Читаем Паутина жизни. Последняя любовь Нельсона полностью

— Возьми его! В нем неистовствует лихорадка, во мне — кровь, он сгорит в моих объятиях. Но не уходи с ним, оставайся здесь, поближе ко мне. Сядь с ним вот там, на кровать, у моих ног. Постель достаточно велика, хватит места на всех троих. Возьми его в свои объятия, прижми к груди… нежно, совсем нежно. Разве ты не знаешь, что ты — любовь? У тебя ему будет легко, совсем легко умереть…

— Государыня…

— Он умрет! Я знаю это, он сегодня умрет… Да и не лучше ли так? Если он останется в живых, не постигнет ли его участь Леопольда или Бурбонов?.. Ах, кровь Бурбонов тоже отравлена. Великая Мария-Терезия знала это и все-таки пожелала, чтобы ее дети смешались с нею… Мрачная сила должна жить под золотым венцом королев, если они способны извести собственное потомство… Ведь и я… разве я не поступила точно так же и с дочуркой, и с сынком?.. А ведь я знала-знала… знала…

Голос королевы замер в неясном ропоте…

Весь день Мария-Каролина лежала на постели с бледным лицом и закрытыми глазами, словно покойница. Только большие капли слез, проступавшие из-под ресниц, свидетельствовали, что в ее теле еще теплится жизнь. Она непрестанно что-то бормотала, словно отвечала голосу, кричавшему в ее душе… кричавшему и требовавшему ответа…

Когда наступил вечер, Эмма осторожно встала, чтобы Мария-Каролина не заметила. Однако при первом ее движении королева открыла глаза и вопросительно посмотрела на нее.

Эмма безмолвно поднесла мальчика к матери. Он тихо лежал на ее руках, и на его бледных устах играл словно отсвет улыбки; он только что умер.

Мария-Каролина долго смотрела на него.

— Подожди, дитя мое! — прошептала она наконец. — Подожди немножечко у врат!.. Скоро мы все соберемся там…

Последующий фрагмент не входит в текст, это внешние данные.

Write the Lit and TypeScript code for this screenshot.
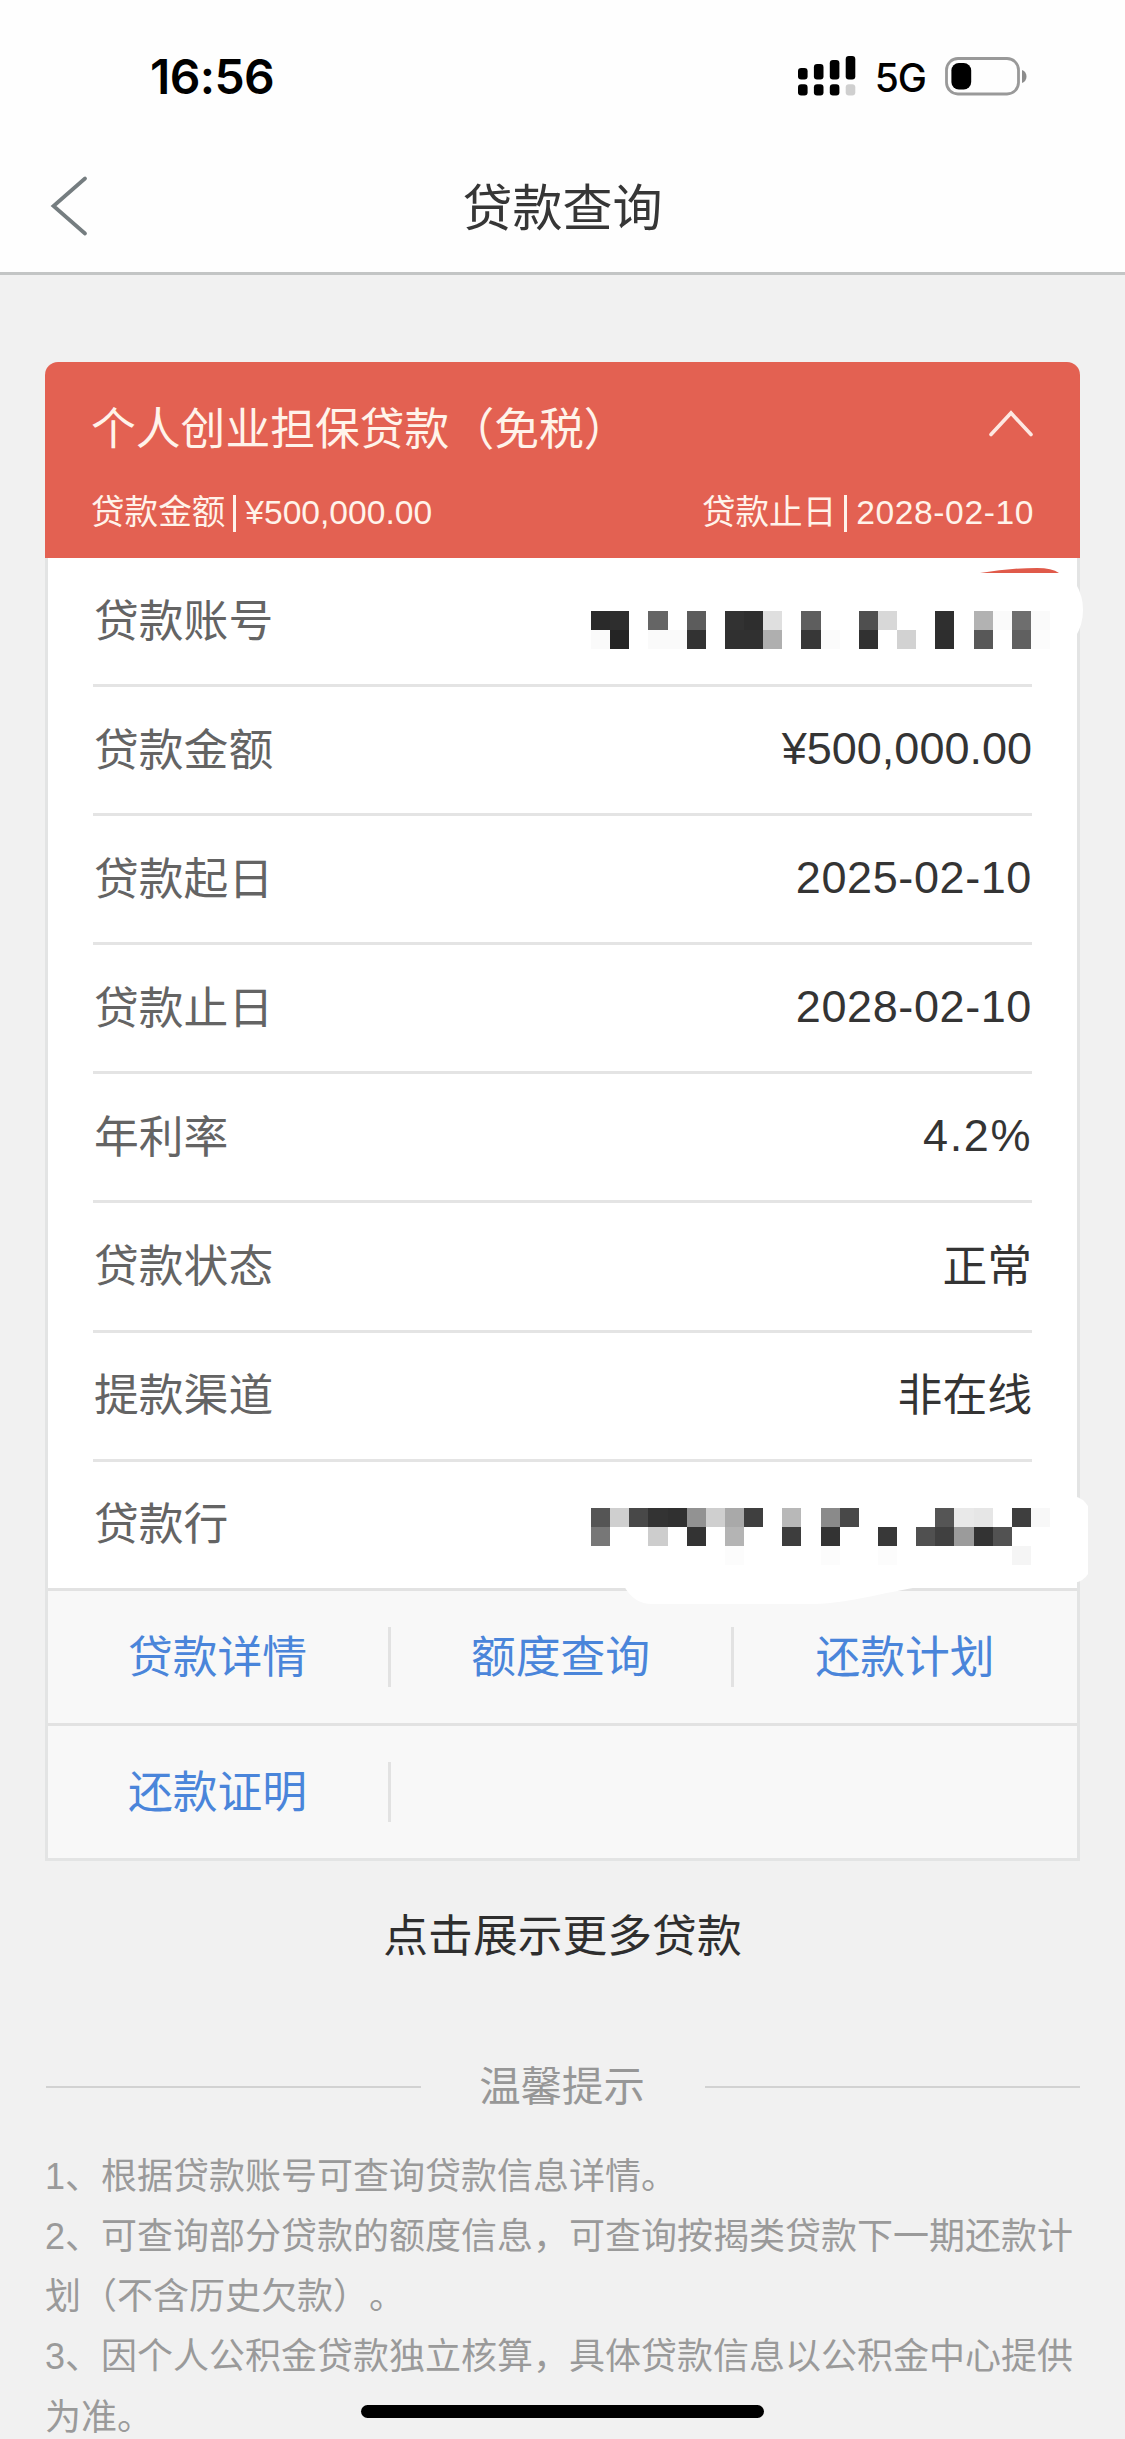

Через час Эмма поднялась на командный мостик, чтобы известить Нельсона о случившемся. Он шел к ней навстречу, страшно взволнованный. Уж не близился ли конец? Нет, он, сияя радостью, показал ей на светлую точку, горевшую в южной стороне над горизонтом.

— Маячные огни Монте-Перегрино! Утром мы будем в Палермо!

XXVIII

«Палермо, 3 января 1799 г.

Возлюбленное дитя мое! Король, твой отец, посылает курьеров в Вену и Лондон; вот и я пользуюсь случаем написать тебе. Все, что я могу сообщить тебе, — наше бегство, расставание с Неаполем, буря, смерть Альберта, наши лишения — все это так печально, что у меня не хватает силы подробно изобразить тебе это. Два дня я была тяжело больна сильной горячкой; теперь я перемогла болезнь, ночью же нахожу покой только благодаря опию.

Твой отец чувствует себя хорошо; у Франца лихорадка и болит шея; твои сестры и Леопольд совершенно истощены. Моя невестка, по-видимому, все еще не может оправиться после родов; в последнюю ночь она опять накашляла два платка крови; боюсь, что у нее чахотка. Это заставляет меня тревожиться за ее мужа, который спит с нею вместе. И моим девочкам совместная жизнь с нею тоже не может быть к добру. Но ничего не поделаешь — наше положение не позволяет вести отдельное хозяйство.

Наша квартира… мокрые стены, нет обоев, нет мебели, в воздухе холодная сырость… просто умереть! Кроме того, в Сицилии совсем другое дело, чем в Неаполе. У Сицилии — конституция, без согласия парламента король не получит ломаного гроша. Но все-таки надо благодарить Бога, что у нас осталось хоть это.

Известия из Неаполя… Никогда я не пойму, как это воз можно, чтобы шестнадцать — двадцать тысяч злодеев могли поработить четыре миллиона людей, не желающих их знать?»